I due si parlano: senza un appoggio chiaro, avrebbe ribadito Draghi al capo dei 5s, l’esperienza del governo sarebbe finita, tanto più che su gran parte dei 9 punti dell’agenda a 5 stelle il premier ha dichiarato di registrare «convergenze ». Si prova a capire quali altri spiragli ci siano di mediazione. «Farò quello che posso», avrebbe aggiunto Conte al termine del colloquio, secondo quanto riferito in ambienti parlamentari. Ma le pressioni esercitate su di lui arrivano anche da fuori. Il segretario del Pd indica una «svolta» nell’azione del governo, «metterlo a rischio ora sarebbe paradossale», dice. E il sospetto dei dem è che ormai questo sia anche l’obiettivo del centrodestra. Lo dice chiaramente Giuseppe Provenzano, il vice segretario: «Stanno provando a cogliere l’attimo, ai 5s chiediamo di non fargli questo regalo».
La situazione è davvero ingarbugliata. Perché nella Lega, al di là di Salvini, i governatori Luca Zaia ( Veneto) e Attilio Fontana (Lombardia), arrivati a Roma per incontrare proprio Draghi sulle Olimpiadi invernali, insistono invece sulla continuità. «Se si può andare avanti anche senza M5s? Giro la domanda a Mattarella », afferma Zaia.
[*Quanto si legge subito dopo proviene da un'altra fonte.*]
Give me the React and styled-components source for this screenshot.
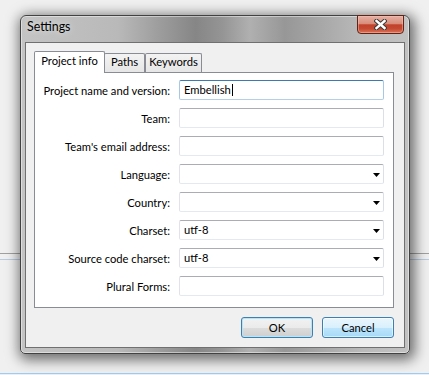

Una posizione che è vicina a quella di Fi, dove prima Silvio Berlusconi e poi Antonio Tajani si dicono convinti che anche senza il M5s «i numeri ci siano per continuare». Ma quello che «non può esserci - aggiungono - è un altro presidente del Consiglio». E a tarda sera la Lega fa filtrare l’ultimo avviso: se i 5s escono oggi dall’aula, la maggioranza non c’è più.